By Fergal Smith
TORONTO (Reuters) - Canada's main stock index fell to its lowest level in nearly two months on Thursday, weighed down by technology and healthcare stocks, as investors continued to fret over the pace of interest rate hikes by major central banks.
The Toronto Stock Exchange's S&P/TSX composite index ended down 181.86 points, or nearly 1%, at 19,002.68, its lowest closing level since July 26.
The decline came as global central banks continued raising interest rates, following the U.S. Federal Reserve in a fight against inflation that is sending shockwaves through financial markets and the economy.

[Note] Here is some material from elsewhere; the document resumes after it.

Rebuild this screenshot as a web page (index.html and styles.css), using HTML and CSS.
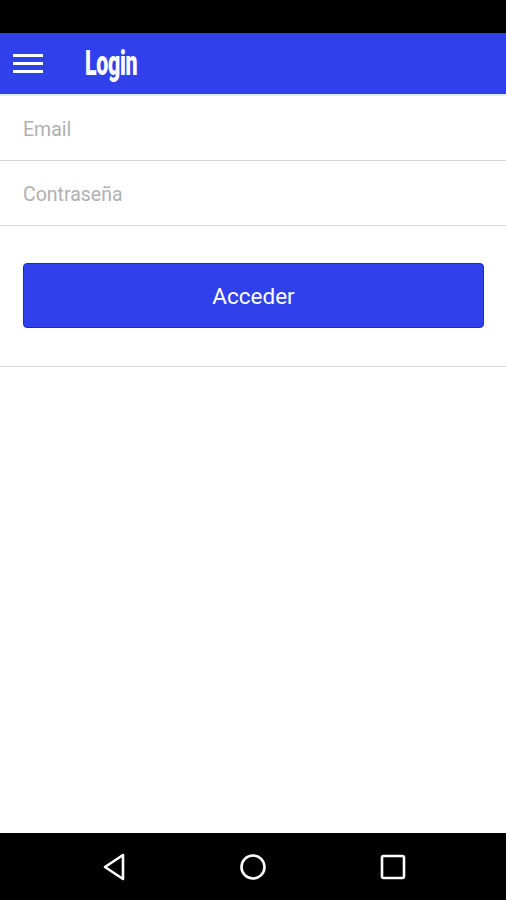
FILE: index.html
```html
<!DOCTYPE html>
<html lang="es">
<head>
    <meta charset="UTF-8">
    <meta name="viewport" content="width=device-width, initial-scale=1.0">
    <title>Login</title>
    <link rel="stylesheet" href="styles.css">
</head>
<body>
    <div class="status-bar"></div>
    <header class="app-bar">
        <button class="menu-button" aria-label="Menu">
            <span></span><span></span><span></span>
        </button>
        <h1 class="title">Login</h1>
    </header>
    <main class="content">
        <form class="login-form">
            <input class="field" type="email" placeholder="Email">
            <input class="field" type="password" placeholder="Contraseña">
            <div class="actions">
                <button type="submit" class="submit">Acceder</button>
            </div>
        </form>
    </main>
    <nav class="nav-bar">
        <svg width="24" height="28" viewBox="0 0 24 28"><path d="M21 2 L3 14 L21 26 Z" fill="none" stroke="#fff" stroke-width="2.6" stroke-linejoin="round"/></svg>
        <svg width="28" height="28" viewBox="0 0 28 28"><circle cx="14" cy="14" r="11.5" fill="none" stroke="#fff" stroke-width="2.6"/></svg>
        <svg width="26" height="26" viewBox="0 0 26 26"><rect x="2" y="2" width="22" height="22" rx="1.5" fill="none" stroke="#fff" stroke-width="2.6"/></svg>
    </nav>
</body>
</html>
```

FILE: styles.css
```css
* {
    box-sizing: border-box;
}
body {
    margin: 0;
    height: 900px;
    display: flex;
    flex-direction: column;
    font-family: Roboto, "Liberation Sans", sans-serif;
    background-color: #FFFFFF;
}
.status-bar {
    height: 33px;
    background-color: #000000;
}
.app-bar {
    height: 63px;
    display: flex;
    align-items: center;
    background-color: #3040EA;
    border-bottom: 2px solid #E6E8FC;
}
.menu-button {
    width: 30px;
    margin-left: 13px;
    padding: 0;
    border: none;
    background: none;
    display: flex;
    flex-direction: column;
    gap: 5px;
}
.menu-button span {
    height: 3px;
    background-color: #FFFFFF;
}
.title {
    display: inline-block;
    margin: 0 0 0 42px;
    color: #FFFFFF;
    font-family: Roboto, "Liberation Sans", sans-serif;
    font-weight: 900;
    font-size: 35px;
    letter-spacing: -0.5px;
    line-height: 1;
    transform: scaleX(0.61);
    transform-origin: left center;
}
.content {
    flex: 1;
}
.login-form {
    display: flex;
    flex-direction: column;
}
.field {
    height: 65px;
    padding: 3px 23px 0;
    border: none;
    border-bottom: 1px solid #D6D6D6;
    font-family: Roboto, "Liberation Sans", sans-serif;
    font-size: 19.5px;
    color: #333333;
    outline: none;
}
.field::placeholder {
    color: #B0B0B0;
}
.actions {
    padding: 37px 22px 38px 23px;
    border-bottom: 1px solid #D6D6D6;
}
.submit {
    width: 100%;
    height: 65px;
    border: 1px solid #1A28D8;
    border-radius: 4px;
    background-color: #3040EA;
    color: #FFFFFF;
    font-family: Roboto, "Liberation Sans", sans-serif;
    font-size: 22.5px;
    cursor: pointer;
}
.nav-bar {
    height: 67px;
    background-color: #000000;
    display: flex;
    align-items: center;
    justify-content: space-between;
    padding: 0 100px 0 102px;
}
```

"Global equities are struggling as the world anticipates surging rates will trigger a much sooner and possibly severe global recession," Edward Moya, senior market analyst at OANDA, said in a note.
Rate-sensitive technology stocks fell 2.8%, while healthcare stocks dropped 2.3%.
U.S. crude oil futures settled 0.7% higher at $83.49 a barrel in volatile trading focused on Russian supply concerns.
Still, the energy group fell 1.8%, while heavily weighted financials ended 0.7% lower.
Canadian retail sales data, due on Friday, could offer clues on the strength of the domestic economy, with money markets expecting the Bank of Canada to raise interest rates further next month.